Collection entries
* * *
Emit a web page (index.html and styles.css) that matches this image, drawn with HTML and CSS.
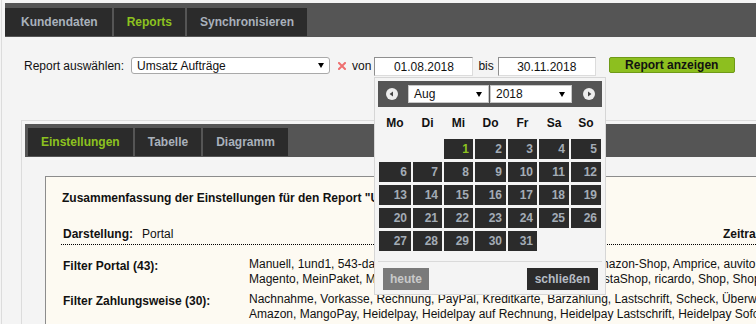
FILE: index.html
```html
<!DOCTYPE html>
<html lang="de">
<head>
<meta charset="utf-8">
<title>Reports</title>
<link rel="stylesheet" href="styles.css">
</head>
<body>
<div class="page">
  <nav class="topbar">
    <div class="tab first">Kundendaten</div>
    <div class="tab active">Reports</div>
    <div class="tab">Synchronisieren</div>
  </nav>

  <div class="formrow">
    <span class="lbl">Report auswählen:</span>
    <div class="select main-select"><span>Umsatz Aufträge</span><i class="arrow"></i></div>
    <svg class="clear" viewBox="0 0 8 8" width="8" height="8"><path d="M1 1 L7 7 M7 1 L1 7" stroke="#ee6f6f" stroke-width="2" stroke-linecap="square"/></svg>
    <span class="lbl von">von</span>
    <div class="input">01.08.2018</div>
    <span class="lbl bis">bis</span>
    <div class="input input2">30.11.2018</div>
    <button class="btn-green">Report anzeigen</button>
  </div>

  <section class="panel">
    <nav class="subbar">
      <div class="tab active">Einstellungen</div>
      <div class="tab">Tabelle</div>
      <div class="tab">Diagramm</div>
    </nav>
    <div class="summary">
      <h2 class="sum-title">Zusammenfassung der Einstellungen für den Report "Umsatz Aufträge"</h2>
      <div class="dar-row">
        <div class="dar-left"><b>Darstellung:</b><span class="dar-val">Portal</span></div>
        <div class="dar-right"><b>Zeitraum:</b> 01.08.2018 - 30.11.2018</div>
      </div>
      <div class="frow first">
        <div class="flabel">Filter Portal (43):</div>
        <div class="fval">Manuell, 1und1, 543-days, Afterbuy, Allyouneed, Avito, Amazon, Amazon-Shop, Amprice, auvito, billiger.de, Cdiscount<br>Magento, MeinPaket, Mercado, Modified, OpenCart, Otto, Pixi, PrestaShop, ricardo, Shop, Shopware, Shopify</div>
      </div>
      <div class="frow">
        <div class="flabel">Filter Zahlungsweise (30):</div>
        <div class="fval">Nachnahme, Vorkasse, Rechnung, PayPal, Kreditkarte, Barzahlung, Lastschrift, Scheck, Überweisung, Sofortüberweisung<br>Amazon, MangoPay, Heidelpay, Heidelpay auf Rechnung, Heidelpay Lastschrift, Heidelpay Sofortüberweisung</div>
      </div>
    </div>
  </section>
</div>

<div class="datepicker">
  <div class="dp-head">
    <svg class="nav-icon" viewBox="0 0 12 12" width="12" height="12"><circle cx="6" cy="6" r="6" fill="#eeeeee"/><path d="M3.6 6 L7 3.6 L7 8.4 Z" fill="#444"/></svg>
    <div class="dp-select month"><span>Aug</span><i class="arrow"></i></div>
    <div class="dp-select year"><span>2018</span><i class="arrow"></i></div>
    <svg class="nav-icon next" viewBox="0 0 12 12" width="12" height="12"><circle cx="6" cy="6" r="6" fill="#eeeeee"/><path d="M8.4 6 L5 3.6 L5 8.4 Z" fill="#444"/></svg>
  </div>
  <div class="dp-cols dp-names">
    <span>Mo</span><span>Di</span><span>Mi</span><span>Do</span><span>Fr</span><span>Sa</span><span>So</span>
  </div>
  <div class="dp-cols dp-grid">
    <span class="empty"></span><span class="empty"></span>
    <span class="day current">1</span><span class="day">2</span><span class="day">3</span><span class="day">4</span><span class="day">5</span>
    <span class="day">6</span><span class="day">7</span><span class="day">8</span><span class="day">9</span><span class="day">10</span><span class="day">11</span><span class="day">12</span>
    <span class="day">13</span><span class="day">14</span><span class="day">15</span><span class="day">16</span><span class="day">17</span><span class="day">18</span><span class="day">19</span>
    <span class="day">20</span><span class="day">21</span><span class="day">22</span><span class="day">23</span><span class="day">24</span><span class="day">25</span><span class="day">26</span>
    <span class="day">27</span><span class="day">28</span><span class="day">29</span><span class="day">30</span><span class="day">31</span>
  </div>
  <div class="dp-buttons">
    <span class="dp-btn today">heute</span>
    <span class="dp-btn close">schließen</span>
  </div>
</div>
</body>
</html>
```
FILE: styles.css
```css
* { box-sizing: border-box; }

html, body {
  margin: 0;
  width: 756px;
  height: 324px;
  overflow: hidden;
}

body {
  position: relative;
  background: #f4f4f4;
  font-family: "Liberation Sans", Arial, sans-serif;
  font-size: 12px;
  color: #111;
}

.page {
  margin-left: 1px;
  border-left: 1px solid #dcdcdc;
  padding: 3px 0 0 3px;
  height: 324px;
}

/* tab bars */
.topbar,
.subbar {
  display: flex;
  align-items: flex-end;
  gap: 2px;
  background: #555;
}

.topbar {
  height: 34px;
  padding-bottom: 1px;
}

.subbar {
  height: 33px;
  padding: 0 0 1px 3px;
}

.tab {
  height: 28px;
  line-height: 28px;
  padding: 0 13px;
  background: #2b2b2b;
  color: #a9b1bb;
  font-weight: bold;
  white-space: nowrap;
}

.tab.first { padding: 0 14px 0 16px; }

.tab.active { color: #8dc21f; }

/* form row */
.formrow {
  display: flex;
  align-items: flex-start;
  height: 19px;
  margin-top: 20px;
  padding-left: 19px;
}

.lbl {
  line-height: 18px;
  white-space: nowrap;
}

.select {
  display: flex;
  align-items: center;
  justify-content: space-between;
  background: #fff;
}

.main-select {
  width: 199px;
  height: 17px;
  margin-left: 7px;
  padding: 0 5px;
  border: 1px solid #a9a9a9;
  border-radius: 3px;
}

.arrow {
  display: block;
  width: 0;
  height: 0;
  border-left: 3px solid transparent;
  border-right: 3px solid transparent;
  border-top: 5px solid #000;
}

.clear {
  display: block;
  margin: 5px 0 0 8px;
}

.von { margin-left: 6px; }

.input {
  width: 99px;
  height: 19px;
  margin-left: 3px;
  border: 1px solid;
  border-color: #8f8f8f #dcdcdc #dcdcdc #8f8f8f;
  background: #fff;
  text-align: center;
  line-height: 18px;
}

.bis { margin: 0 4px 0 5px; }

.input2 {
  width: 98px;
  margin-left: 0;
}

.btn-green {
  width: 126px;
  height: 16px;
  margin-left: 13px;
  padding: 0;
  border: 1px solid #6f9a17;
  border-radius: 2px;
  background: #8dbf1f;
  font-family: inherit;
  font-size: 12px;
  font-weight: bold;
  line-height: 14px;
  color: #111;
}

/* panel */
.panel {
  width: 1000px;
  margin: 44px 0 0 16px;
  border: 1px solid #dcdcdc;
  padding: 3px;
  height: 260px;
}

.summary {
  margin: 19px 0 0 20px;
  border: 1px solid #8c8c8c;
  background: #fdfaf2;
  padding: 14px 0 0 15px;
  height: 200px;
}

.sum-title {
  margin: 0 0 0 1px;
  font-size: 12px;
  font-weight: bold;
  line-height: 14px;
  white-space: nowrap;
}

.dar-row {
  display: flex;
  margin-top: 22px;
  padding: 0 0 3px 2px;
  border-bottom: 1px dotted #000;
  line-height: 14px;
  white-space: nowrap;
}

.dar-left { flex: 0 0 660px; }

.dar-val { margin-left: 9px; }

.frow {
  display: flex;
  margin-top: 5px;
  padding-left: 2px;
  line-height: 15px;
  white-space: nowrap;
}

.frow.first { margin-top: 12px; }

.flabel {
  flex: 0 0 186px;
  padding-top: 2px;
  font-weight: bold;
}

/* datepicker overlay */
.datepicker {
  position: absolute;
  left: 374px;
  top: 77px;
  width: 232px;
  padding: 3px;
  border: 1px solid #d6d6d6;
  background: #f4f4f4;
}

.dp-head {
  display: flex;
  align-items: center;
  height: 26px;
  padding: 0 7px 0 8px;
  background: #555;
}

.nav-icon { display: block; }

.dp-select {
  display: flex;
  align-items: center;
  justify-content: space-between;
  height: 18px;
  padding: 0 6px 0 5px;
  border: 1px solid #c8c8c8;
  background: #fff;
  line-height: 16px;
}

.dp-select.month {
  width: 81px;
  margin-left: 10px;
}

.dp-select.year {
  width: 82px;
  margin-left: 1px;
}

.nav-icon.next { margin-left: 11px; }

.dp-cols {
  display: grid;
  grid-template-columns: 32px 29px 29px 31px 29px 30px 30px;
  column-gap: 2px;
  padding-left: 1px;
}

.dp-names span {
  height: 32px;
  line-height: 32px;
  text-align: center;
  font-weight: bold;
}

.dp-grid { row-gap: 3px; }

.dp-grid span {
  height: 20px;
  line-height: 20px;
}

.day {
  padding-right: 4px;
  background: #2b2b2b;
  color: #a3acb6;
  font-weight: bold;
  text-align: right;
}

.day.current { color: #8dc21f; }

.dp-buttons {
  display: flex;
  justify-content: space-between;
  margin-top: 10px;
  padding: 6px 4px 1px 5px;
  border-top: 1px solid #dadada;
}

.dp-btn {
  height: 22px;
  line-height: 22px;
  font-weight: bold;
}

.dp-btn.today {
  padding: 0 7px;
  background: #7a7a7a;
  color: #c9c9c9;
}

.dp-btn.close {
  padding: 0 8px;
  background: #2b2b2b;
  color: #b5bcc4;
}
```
* * *
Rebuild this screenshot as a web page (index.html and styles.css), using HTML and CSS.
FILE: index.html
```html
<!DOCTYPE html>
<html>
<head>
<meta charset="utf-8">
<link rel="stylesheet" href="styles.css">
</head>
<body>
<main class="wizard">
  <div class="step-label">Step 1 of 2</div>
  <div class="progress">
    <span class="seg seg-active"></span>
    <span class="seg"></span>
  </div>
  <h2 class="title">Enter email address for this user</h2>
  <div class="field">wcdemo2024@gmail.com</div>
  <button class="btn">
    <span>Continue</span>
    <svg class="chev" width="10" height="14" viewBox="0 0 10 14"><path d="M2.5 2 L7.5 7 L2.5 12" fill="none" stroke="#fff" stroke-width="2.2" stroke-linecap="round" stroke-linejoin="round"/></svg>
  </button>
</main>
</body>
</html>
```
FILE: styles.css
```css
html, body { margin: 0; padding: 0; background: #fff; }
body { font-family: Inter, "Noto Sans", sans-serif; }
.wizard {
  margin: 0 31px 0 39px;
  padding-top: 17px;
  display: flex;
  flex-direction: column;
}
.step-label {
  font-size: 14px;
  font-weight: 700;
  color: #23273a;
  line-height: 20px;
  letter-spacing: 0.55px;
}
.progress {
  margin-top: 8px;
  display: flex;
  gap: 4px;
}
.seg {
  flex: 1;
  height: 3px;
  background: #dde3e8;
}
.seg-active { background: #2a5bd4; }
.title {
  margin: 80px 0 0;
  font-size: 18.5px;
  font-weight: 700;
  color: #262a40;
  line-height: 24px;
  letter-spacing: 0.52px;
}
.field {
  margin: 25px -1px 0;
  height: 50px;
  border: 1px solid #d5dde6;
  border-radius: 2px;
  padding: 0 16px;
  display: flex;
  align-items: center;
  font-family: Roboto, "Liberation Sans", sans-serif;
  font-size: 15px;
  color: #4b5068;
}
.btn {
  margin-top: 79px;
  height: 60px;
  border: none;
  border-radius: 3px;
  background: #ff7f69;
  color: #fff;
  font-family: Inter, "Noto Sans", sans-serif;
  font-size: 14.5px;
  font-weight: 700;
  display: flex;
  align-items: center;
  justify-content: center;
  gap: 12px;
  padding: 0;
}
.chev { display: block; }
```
* * *
:: To be done ::
Look through the entries above for the word "index". Copy every line where it shows up.

:: Output of the task ::
Emit a web page (index.html and styles.css) that matches this image, drawn with HTML and CSS.
FILE: index.html
Rebuild this screenshot as a web page (index.html and styles.css), using HTML and CSS.
FILE: index.html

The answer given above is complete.